Il riferimento a Bertinotti non è puramente storico. È un messaggio in bottiglia. Anche un leader di sinistra radicale ha accettato il faccia a faccia, spiega nemmeno troppo tra le righe Meloni. Insomma, Schlein prenda esempio.

La segretaria dem si ritrova dunque nella posizione scomoda di dover giustificare la sua scelta. E lo fa con oggettiva fatica: “Dopo mesi di rinvii - detta alle agenzie di stampa - Giorgia Meloni vuole sfilare definitivamente al Parlamento la discussione sul salario minimo, voltando le spalle a 3.5 milioni di lavoratori e lavoratrici. È lì che vi aspettiamo per confrontarci e votarlo, se ne avete il coraggio”.

È l'ennesima circostanza in cui la prima donna presidente del Consiglio e la prima donna a capo del Pd giocano a chiamarsi e poi ignorarsi. Pochi giorni fa, raccogliendo l'appello della regista Paola Cortellesi a lavorare insieme, Meloni e Schlein, contro la violenza sulla donne, la segretaria dem era stata la prima a tendere la mano: "Io ci sto. Da qualche tempo rivolgo un appello alla presidente Meloni affinché almeno sul contrasto alla violenza di genere possiamo mettere da parte l’aspra dialettica tra maggioranza e opposizione e far fare passi avanti al Paese, non solo sulla repressione ma anche sulla prevenzione”. Difficile non notare però come Giorgia Meloni, nell'afferrare la richiesta di Cortellesi, nemmeno citi la segretaria dem. La premier loda il recente film di successo della regista e la invita a Palazzo Chigi, poi puntualizza: "La politica del governo e la mia posizione personale sul contrasto alla violenza sulle donne sono sempre state tese alla ricerca della massima collaborazione. Lo abbiamo dimostrato con il Ddl del ministro Roccella, sul quale abbiamo cercato le più ampie convergenze, ottenendo dopo alcune interlocuzioni e aperture l'unanimità del voto parlamentare". Tocca alla stessa Cortellesi prendere saggiamente il buono da questa situazione, l'impegno verbale indirizzato verso lo stesso fine. Ma alla regista piu acclamata nel momento non riesce l'impresa di strappare una foto delle due leader insieme che potrebbe essere paragonata a quella di Totti e Spalletti che si sono riappacificati al Bambin Gesù dopo 6 anni al veleno.
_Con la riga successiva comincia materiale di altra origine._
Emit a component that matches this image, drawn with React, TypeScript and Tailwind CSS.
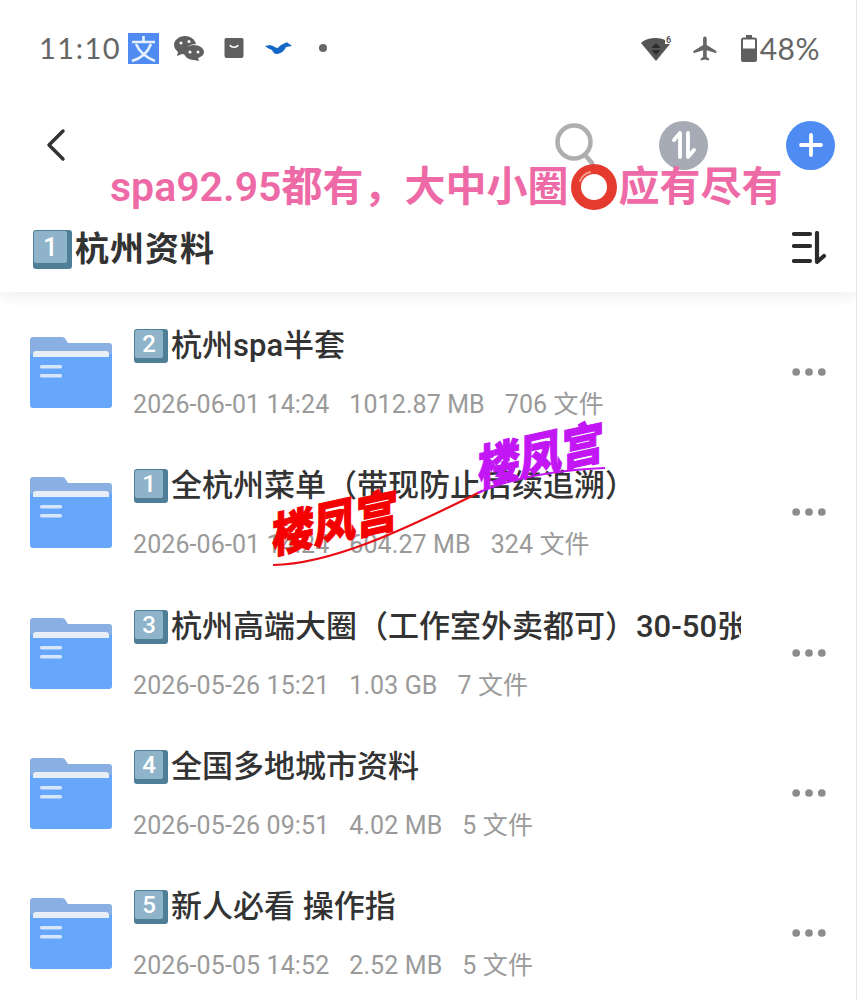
import { MoreHorizontal } from "lucide-react"

const rows = [
  { n: "2", title: "杭州spa半套", date: "2026-06-01 14:24", size: "1012.87 MB", count: "706 文件" },
  { n: "1", title: "全杭州菜单（带现防止后续追溯）", date: "2026-06-01 14:24", size: "604.27 MB", count: "324 文件" },
  { n: "3", title: "杭州高端大圈（工作室外卖都可）30-50张", date: "2026-05-26 15:21", size: "1.03 GB", count: "7 文件" },
  { n: "4", title: "全国多地城市资料", date: "2026-05-26 09:51", size: "4.02 MB", count: "5 文件" },
  { n: "5", title: "新人必看 操作指", date: "2026-05-05 14:52", size: "2.52 MB", count: "5 文件" },
]

function Keycap({ n, big }: { n: string; big?: boolean }) {
  return (
    <span
      className={`relative inline-flex shrink-0 items-center justify-center rounded-[3px] bg-[#4f7f97] ${
        big ? "h-[39px] w-[39px]" : "h-[34px] w-[34px]"
      }`}
    >
      <span
        className={`absolute left-[1px] top-[1px] flex items-center justify-center rounded-[2px] bg-[#8fb4c9] font-medium text-white ${
          big ? "h-[32px] w-[33px] text-[26px]" : "h-[28px] w-[28px] text-[24px]"
        }`}
      >
        {n}
      </span>
    </span>
  )
}

function FolderIcon() {
  return (
    <svg width="82" height="71" viewBox="0 0 82 71" className="shrink-0">
      <path d="M3 0h29c2 0 3 1 4 3l2 3h41c2 0 3 1 3 3v18H0V3c0-2 1-3 3-3z" fill="#8aafe2" />
      <path d="M0 17h82v51c0 2-1 3-3 3H3c-2 0-3-1-3-3z" fill="#66a6fb" />
      <path d="M3 17c0-2 1-3 3-3h70c2 0 3 1 3 3v3H3z" fill="#e8eef6" />
      <rect x="10" y="28" width="22" height="3.5" rx="1.5" fill="#d6e6fb" />
      <rect x="10" y="37" width="22" height="3.5" rx="1.5" fill="#d6e6fb" />
    </svg>
  )
}

function StatusLeft() {
  return (
    <div className="flex items-center text-[#666]">
      <span className="w-[89px] text-[29px] font-['Lato',sans-serif] tracking-[1.5px]">11:10</span>
      <svg width="31" height="31" viewBox="0 0 31 31">
        <rect width="31" height="31" fill="#4f8bf0" />
        <path d="M15.5 3v5M4 9h23M8 11c3 7 9 13 19 17M23 11c-3 8-9 14-19 17" stroke="#e6f0ff" strokeWidth="2.6" fill="none" />
      </svg>
      <svg width="30" height="26" viewBox="0 0 30 26" className="ml-[15px]">
        <path d="M11 1C5 1 0 5 0 10c0 3 2 5 4 7l-1 4 5-2c1 0 2 .5 3 .5C11 13 15 9 22 9 21 4 16 1 11 1z" fill="#5f5f5f" />
        <path d="M20 10c-5 0-10 3-10 7.500S15 25 20 25l5 1-1-3c3-1 6-3 6-6 0-4-5-7-10-7z" fill="#5f5f5f" />
        <circle cx="16" cy="17" r="1.500" fill="#fff" />
        <circle cx="24" cy="17" r="1.500" fill="#fff" />
        <circle cx="7" cy="8" r="1.500" fill="#fff" />
        <circle cx="15" cy="6.500" r="1.500" fill="#fff" />
      </svg>
      <svg width="20" height="20" viewBox="0 0 20 20" className="ml-[20px]">
        <path d="M2 0h16a1.500 1.500 0 0 1 1.500 1.500V18a2 2 0 0 1-2 2h-15a2 2 0 0 1-2-2V1.500A1.500 1.500 0 0 1 2 0z" fill="#5f5f5f" />
        <path d="M6 7c1 3 7 3 8 0" stroke="#fff" strokeWidth="1.600" fill="none" />
      </svg>
      <svg width="27" height="14" viewBox="0 0 27 14" className="ml-[21px]">
        <path d="M0 5l5-1 3 1c2 1 3 2 5 2 1-1 2-3 5-4 2-1 4-2 5-1l4 3-6 1c-1 3-5 7-9 7-3 0-4-2-5-4-2-1-5-2-7-4z" fill="#1467c4" />
      </svg>
      <span className="ml-[27px] h-[8px] w-[8px] rounded-full bg-[#666]" />
    </div>
  )
}

function StatusRight() {
  return (
    <div className="flex items-center text-[#666]">
      <svg width="31" height="27" viewBox="0 0 31 27">
        <path d="M0 8C4 4 10 3 15 3c4 0 7 1 9 2v4h5L15 26z" fill="#555" />
        <path d="M15 8l4.500 5h-9zM15 20l-4.500-5h9z" fill="#2e2e2e" />
        <text x="25" y="7.500" fontSize="9" fontWeight="700" fill="#555" fontFamily="Roboto, sans-serif">6</text>
      </svg>
      <svg width="29" height="29" viewBox="0 0 24 24" className="ml-[19px]" fill="#666">
        <path d="M21 16v-2l-8-5V3.500a1.500 1.500 0 0 0-3 0V9l-8 5v2l8-2.500V19l-2 1.500V22l3.500-1 3.500 1v-1.500L13 19v-5.500z" />
      </svg>
      <svg width="16" height="27" viewBox="0 0 16 27" className="ml-[21px]">
        <path d="M5 0h6v2.500h2.500A2.500 2.500 0 0 1 16 5v20a2 2 0 0 1-2 2H2a2 2 0 0 1-2-2V5a2.500 2.500 0 0 1 2.500-2.500H5z" fill="#5f5f5f" />
        <rect x="2" y="4.500" width="12" height="9" fill="#fff" />
      </svg>
      <span className="ml-[3px] text-[30px] font-['Lato',sans-serif] tracking-[0.5px]">48%</span>
    </div>
  )
}

function Row({ n, title, date, size, count }: (typeof rows)[number]) {
  return (
    <div className="flex h-[140.3px] items-start pl-[30px] pr-[25px]">
      <div className="mt-[32px]">
        <FolderIcon />
      </div>
      <div className="ml-[21px] w-[608px] min-w-0">
        <div className="mt-[23px] flex h-[36px] w-[608px] items-center overflow-hidden whitespace-nowrap text-[31px] font-medium leading-[36px] text-[#333]">
          <span className="ml-[1px] flex shrink-0">
            <Keycap n={n} />
          </span>
          <span className="ml-[3px]">{title}</span>
        </div>
        <div className="mt-[26px] flex whitespace-nowrap text-[25px] leading-[30px] tracking-[0.1px] text-[#9a9a9a]">
          <span>{date}</span>
          <span className="ml-[20px]">{size}</span>
          <span className="ml-[20px]">{count}</span>
        </div>
      </div>
      <MoreHorizontal className="mt-[45px] ml-auto h-[44px] w-[44px] fill-[#8c8c8c] text-[#8c8c8c]" strokeWidth={2.2} />
    </div>
  )
}

export default function App() {
  return (
    <div className="relative h-[1000px] w-[857px] overflow-hidden border-r border-[#e8e8e8] bg-white font-['Roboto','Noto_Sans_CJK_SC',sans-serif]">
      <header className="relative z-10 h-[292px] bg-white shadow-[0_4px_14px_rgba(0,0,0,0.07)]">
        <div className="flex h-[96px] items-center justify-between pl-[39px] pr-[36px]">
          <StatusLeft />
          <StatusRight />
        </div>
        <div className="flex h-[98px] items-center pl-[40px] pr-[21px]">
          <svg width="34" height="34" viewBox="0 0 34 34" fill="none" stroke="#333" strokeWidth="3.500" strokeLinecap="round" strokeLinejoin="round">
            <path d="M24 4L10 18l14 14" transform="translate(-1 -1)" />
          </svg>
          <svg width="44" height="48" viewBox="0 0 44 48" className="ml-auto mr-[60px] mt-[4px]" fill="none" stroke="#aeaeae" strokeWidth="4.500">
            <circle cx="19" cy="19" r="16.500" />
            <path d="M30 32l7 8" strokeLinecap="round" />
          </svg>
          <span className="mr-[78px] flex h-[49px] w-[49px] items-center justify-center rounded-full bg-[#a6abb5]">
            <svg width="26" height="30" viewBox="0 0 26 30" fill="none" stroke="#fff" strokeWidth="3.800" strokeLinecap="round" strokeLinejoin="round">
              <path d="M9 27V3L3 10M17 3v24l6-7" />
            </svg>
          </span>
          <span className="flex h-[49px] w-[49px] items-center justify-center rounded-full bg-[#4e8bf3]">
            <svg width="26" height="26" viewBox="0 0 26 26" stroke="#fff" strokeWidth="3.800" strokeLinecap="round">
              <path d="M13 3v20M3 13h20" />
            </svg>
          </span>
        </div>
        <div className="flex h-[98px] items-start justify-between pl-[33px] pr-[30px]">
          <div className="mt-[35px] flex items-center text-[34px] font-semibold leading-[40px] text-[#333]">
            <Keycap n="1" big />
            <span className="ml-[3px] tracking-[1px]">杭州资料</span>
          </div>
          <svg width="34" height="34" viewBox="0 0 34 34" fill="none" stroke="#2b2b2b" strokeWidth="4.200" strokeLinecap="round" strokeLinejoin="round" className="mt-[37px]">
            <path d="M2 3h16M2 15h16M2 30h16M25 2v29l7-6" />
          </svg>
        </div>
      </header>
      <div className="pt-[13px]">
        {rows.map((r) => (
          <Row key={r.title} {...r} />
        ))}
      </div>

      {/* pasted-on caption and watermarks */}
      <div className="absolute left-[110px] top-[163px] z-20 flex items-center whitespace-nowrap text-[41px] font-semibold leading-[48px] text-[#ee6aa7]">
        <span>spa92.95都有，大中小圈</span>
        <svg width="48" height="48" viewBox="0 0 48 48" className="ml-[1px] mr-[1px]">
          <circle cx="24" cy="24" r="18" fill="#fff" stroke="#e53a2e" strokeWidth="10" />
          <path d="M10 18a15 15 0 0 1 10-9" fill="none" stroke="#f79a8e" strokeWidth="2" strokeLinecap="round" />
        </svg>
        <span>应有尽有</span>
      </div>
      <span className="absolute left-[272px] top-[499px] z-20 -skew-y-[11deg] scale-y-[1.12] whitespace-nowrap text-[42px] font-black leading-[50px] text-[#f40000] [-webkit-text-stroke:1px_#f40000]">
        楼凤宫
      </span>
      <span className="absolute left-[478px] top-[431px] z-20 -skew-y-[11deg] scale-y-[1.12] whitespace-nowrap text-[42px] font-black leading-[50px] text-[#c316f5] [-webkit-text-stroke:1px_#c316f5]">
        楼凤宫
      </span>
      <svg width="345" height="110" viewBox="0 0 345 110" fill="none" className="absolute left-[270px] top-[462px] z-20">
        <path d="M3 103C60 102 130 70 212 29" stroke="#ea0b12" strokeWidth="2.200" />
        <path d="M208 31C245 14 290 8 335 6" stroke="#c316f5" strokeWidth="2.200" />
      </svg>
    </div>
  )
}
Insomma, quando Meloni chiama, Schlein la ignora. Quando ci prova Schlein, la premier schiva. Mancanza di solidarietà femminile? Paura di legittimarsi a vicenda? Davvero la politica è cambiata al punto tale che ostentare le rivalità fa parte della tattica per rosicare consenso? O il timore che un'opinione pubblica sempre sospettosa e attraversata dai complottismi gridi all'"inciucio"?

In attesa di risposte a queste domande, ieri a Bologna degli studenti hanno bruciato le foto della premier e della segretaria dem: un corteo "arrabbiato" (e che ha ricevuto giuste condanne trasversali) le accomuna nelle "colpe" rispetto alla condizione delle giovani generazioni. La gara a distinguersi può divertire gli addetti ai lavori e i rispettivi "tifosi", ma non è detto che funzioni sempre e che serva davvero.